No typical exception fits. The state-of-mind exception (e.g., to prove a declarant's then-existing state of mind) would not apply because the relevant state of mind was the testator's competence, not the correspondents' beliefs. Nor did the pedigree, reputation, or business-records exceptions apply on these facts as presented.

What lesson should law students take for exam analysis?

Always articulate the precise purpose for which evidence is offered. Ask: What fact does the proponent want the jury to infer? Is that inference true only if we accept an out-of-court assertion (explicit or implied)? If yes, it is hearsay unless an exception applies. Then consider whether a legitimate nonhearsay purpose exists and whether Rule 403 or a limiting instruction might be relevant.

Conclusion

Wright v. Doe d. Tatham stands as a foundational common-law case illustrating the breadth of the traditional hearsay rule and its application to implied assertions.

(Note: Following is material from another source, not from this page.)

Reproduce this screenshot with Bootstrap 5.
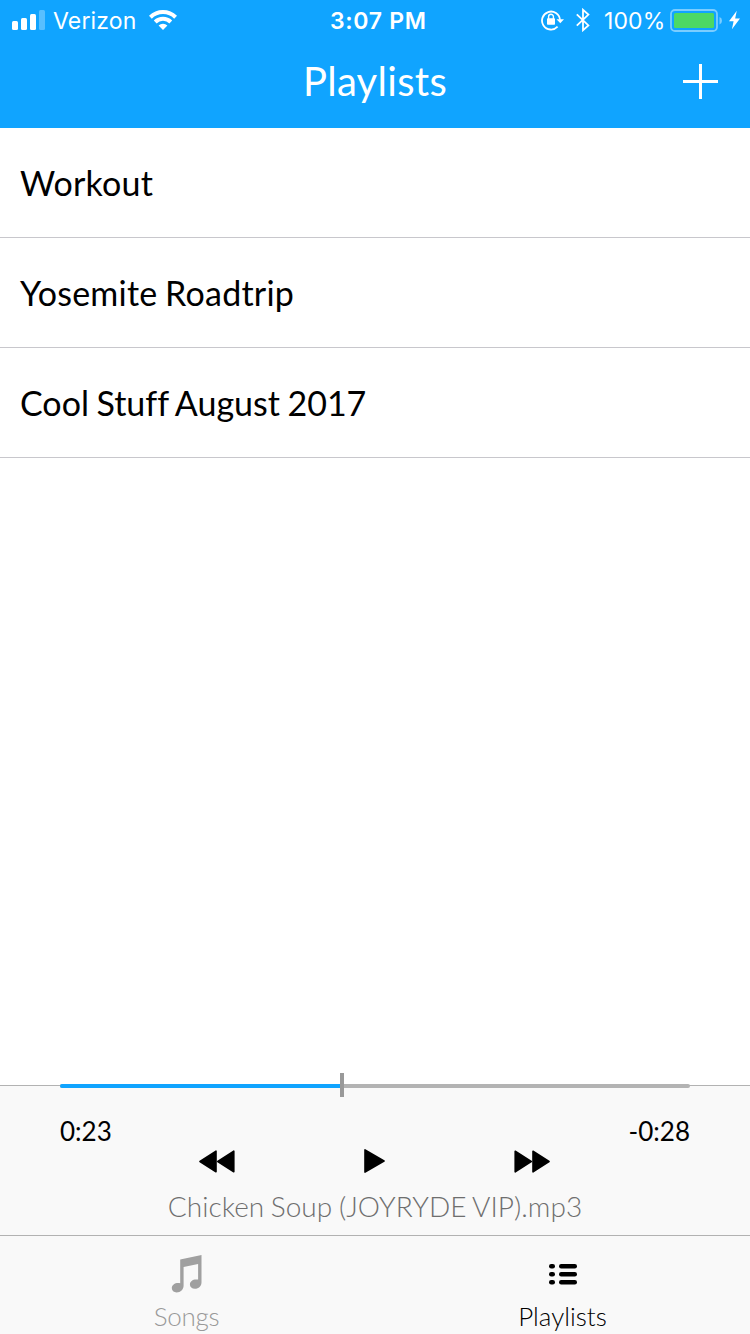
<!DOCTYPE html>
<html lang="en">
<head>
<meta charset="utf-8">
<meta name="viewport" content="width=device-width, initial-scale=1">
<title>Playlists</title>
<link href="https://cdn.jsdelivr.net/npm/bootstrap@5.3.0/dist/css/bootstrap.min.css" rel="stylesheet">
<style>
  body { font-family: Lato, "Open Sans", sans-serif; color: #000; background: #fff; font-variant-ligatures: none; }
  svg { display: block; flex: none; }
  .app-top { height: 128px; background: #10a4ff; }
  .status-bar { height: 40px; font: 400 23px/40px Inter, Roboto, sans-serif; }
  .status-bar span, .clock { padding-top: 1px; }
  .status-side { flex: 1 1 0; }
  .status-left { padding-left: 12px; }
  .status-right { padding-right: 10px; }
  .carrier { width: 96px; margin-left: 8px; letter-spacing: .15px; }
  .clock { font-weight: 600; width: 96px; letter-spacing: .7px; margin-left: 4px; }
  .charge { width: 66px; margin-left: 10px; letter-spacing: .1px; }
  .bolt { margin-left: 7px; }
  .title-bar { height: 88px; }
  .title-text { font-size: 40px; line-height: 83px; font-weight: 400; letter-spacing: .3px; }
  .title-edge { width: 67px; }
  .playlist-row { height: 110px; padding: 2px 20px 0; font-size: 34px; line-height: 1.2; word-spacing: -1.2px; border-bottom: 1px solid #c8c7cc; }
  .tracked { letter-spacing: .22px; }
  .player { height: 150px; background: #f9f9f9; border-top: 1px solid #b2b2b2; }
  .seek { height: 24px; margin: -13px 60px 0; padding-top: 2px; }
  .seek-line { height: 4px; background: #b3b3b3; border-radius: 2px; }
  .seek-fill { height: 4px; background: #10a4ff; border-radius: 2px 0 0 2px; }
  .seek-thumb { width: 4px; height: 24px; background: #999; top: 0; }
  .times { margin: 18px 60px 0; height: 32px; font-size: 26px; line-height: 32px; }
  .controls { height: 26px; margin-top: 1px; padding: 0 200px 0 199px; }
  .track-name { font-weight: 300; font-size: 28px; line-height: 36px; margin-top: 14px; letter-spacing: .03px; word-spacing: -1px; color: #6e6e6e; }
  .tab-strip { height: 99px; background: #f9f9f9; border-top: 1px solid #b2b2b2; font-weight: 300; font-size: 26px; }
  .tab-item { padding-top: 17px; line-height: 32px; color: #000; }
  .tab-item svg { margin-bottom: 7px; }
  .tab-muted { color: #999; letter-spacing: -.3px; padding-right: 2px; }
</style>
</head>
<body>
<div class="vh-100 d-flex flex-column overflow-hidden">
  <header class="app-top text-white">
    <div class="status-bar d-flex align-items-center">
      <div class="status-side status-left d-flex align-items-center">
        <svg width="33" height="20" fill="#fff"><rect y="11" width="6" height="9" rx="1.5"/><rect x="9" y="8" width="6" height="12" rx="1.5"/><rect x="18" y="4" width="6" height="16" rx="1.5"/><rect x="27" width="6" height="20" rx="1.5" opacity=".3"/></svg>
        <span class="carrier text-nowrap">Verizon</span>
        <svg width="28" height="20" viewBox="0 0 28 20" fill="none" stroke="#fff" stroke-width="4"><path d="M1.4 7.2a18 18 0 0 1 25.2 0M6.2 12a11.2 11.2 0 0 1 15.6 0"/><path d="M14 20l-4.4-4.5a6.2 6.2 0 0 1 8.8 0z" fill="#fff" stroke="none"/></svg>
      </div>
      <div class="clock text-center text-nowrap">3:07 PM</div>
      <div class="status-side status-right d-flex align-items-center justify-content-end">
        <svg width="23" height="22" viewBox="0 0 23 22"><path d="M16.6 17.7a9 9 0 1 1 2.4-6.9" fill="none" stroke="#fff" stroke-width="1.8"/><path d="M15.5 10.2H23l-3.7 4z" fill="#fff"/><rect x="6" y="9.2" width="8" height="6.6" rx=".8" fill="#fff"/><path d="M7.6 10V7.6a2.4 2.4 0 0 1 4.8 0V10" fill="none" stroke="#fff" stroke-width="1.4"/></svg>
        <svg class="ms-2" width="22" height="24" viewBox="-4 0 22 24" fill="none" stroke="#fff" stroke-width="1.8"><path d="M.8 6.4l11.6 11L7 22.2V1.8l5.4 4.8L.8 17.6"/></svg>
        <span class="charge text-nowrap">100%</span>
        <svg width="52" height="23"><rect x="1" y="1" width="46" height="21" rx="4" fill="none" stroke="#fff" stroke-opacity=".45" stroke-width="1.8"/><rect x="4" y="4" width="40" height="15" rx="1.5" fill="#4cd964"/><path d="M49.5 8q2.5.8 2.5 3.7t-2.5 3.7z" fill="#fff" opacity=".45"/></svg>
        <svg class="bolt" width="11" height="20" viewBox="0 0 12 20" fill="#fff"><path d="M8.5 0L0 11.3h5L3.2 20 12 8.4H6.7z"/></svg>
      </div>
    </div>
    <div class="title-bar d-flex justify-content-between">
      <span class="title-edge"></span>
      <h1 class="title-text m-0">Playlists</h1>
      <span class="title-edge pt-4"><svg width="36" height="35" fill="#fff"><rect y="16" width="35" height="3"/><rect x="16" width="3" height="35"/></svg></span>
    </div>
  </header>
  <main class="flex-grow-1">
    <ul class="list-unstyled m-0">
      <li class="playlist-row tracked d-flex align-items-center">Workout</li>
      <li class="playlist-row tracked d-flex align-items-center">Yosemite Roadtrip</li>
      <li class="playlist-row d-flex align-items-center">Cool Stuff August 2017</li>
    </ul>
  </main>
  <section class="player">
    <div class="seek position-relative d-flex align-items-center">
      <div class="seek-line flex-grow-1"><div class="seek-fill" style="width:44.7%"></div></div>
      <div class="seek-thumb position-absolute" style="left:44.45%"></div>
    </div>
    <div class="times d-flex justify-content-between"><span>0:23</span><span>-0:28</span></div>
    <div class="controls d-flex justify-content-between align-items-center">
      <svg width="36" height="24" viewBox="0 0 36 24" stroke="#000" stroke-width="1.6" stroke-linejoin="round"><path d="M1 12.5L17 2.2v20.6zM18.8 12.5L34.8 2.2v20.6z"/></svg>
      <svg width="21" height="24" viewBox="0 0 21 24" stroke="#000" stroke-width="1.6" stroke-linejoin="round"><path d="M1 .9L20 12 1 23.1z"/></svg>
      <svg width="36" height="24" viewBox="0 0 36 24" stroke="#000" stroke-width="1.6" stroke-linejoin="round"><path d="M1.2 2.2l16 10.3-16 10.3zM19 2.2l16 10.3-16 10.3z"/></svg>
    </div>
    <div class="track-name text-center">Chicken Soup (JOYRYDE VIP).mp3</div>
  </section>
  <nav class="tab-strip d-flex">
    <div class="tab-item tab-muted w-50 d-flex flex-column align-items-center">
      <svg width="32" height="40" viewBox="0 0 32 40" fill="#a0a0a0"><path d="M9.2 6.5L30.5 2v27.5c0 3.5-2.8 6.3-6.6 6.3-3 0-5-1.7-5-4.3 0-3.6 3.6-5.8 8.2-4.9V11L12.6 14v18.5c0 4-3 7-7 7-2.8 0-4.8-1.7-4.8-4.4 0-3.6 3.9-5.8 8.4-4.9z"/></svg>
      <span>Songs</span>
    </div>
    <div class="tab-item w-50 d-flex flex-column align-items-center">
      <svg width="28" height="40" viewBox="0 0 28 40"><g><rect y="11" width="6" height="4.4" rx="2.2"/><rect x="10" y="11" width="18" height="4.4" rx="2.2"/><rect y="19" width="6" height="4.4" rx="2.2"/><rect x="10" y="19" width="18" height="4.4" rx="2.2"/><rect y="27" width="6" height="4.4" rx="2.2"/><rect x="10" y="27" width="18" height="4.4" rx="2.2"/></g></svg>
      <span>Playlists</span>
    </div>
  </nav>
</div>
<script src="https://cdn.jsdelivr.net/npm/bootstrap@5.3.0/dist/js/bootstrap.bundle.min.js"></script>
</body>
</html>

By excluding letters whose probative force depended on the authors' unsworn beliefs about the testator's competence, the court reinforced the centrality of cross-examination and reliability in fact-finding.

For contemporary students and practitioners, Wright is equally valuable as a foil to modern approaches. It highlights the stakes in defining what counts as a "statement," clarifies how to separate hearsay from circumstantial evidence, and underscores why purpose-of-proof analysis is indispensable when litigating evidence questions.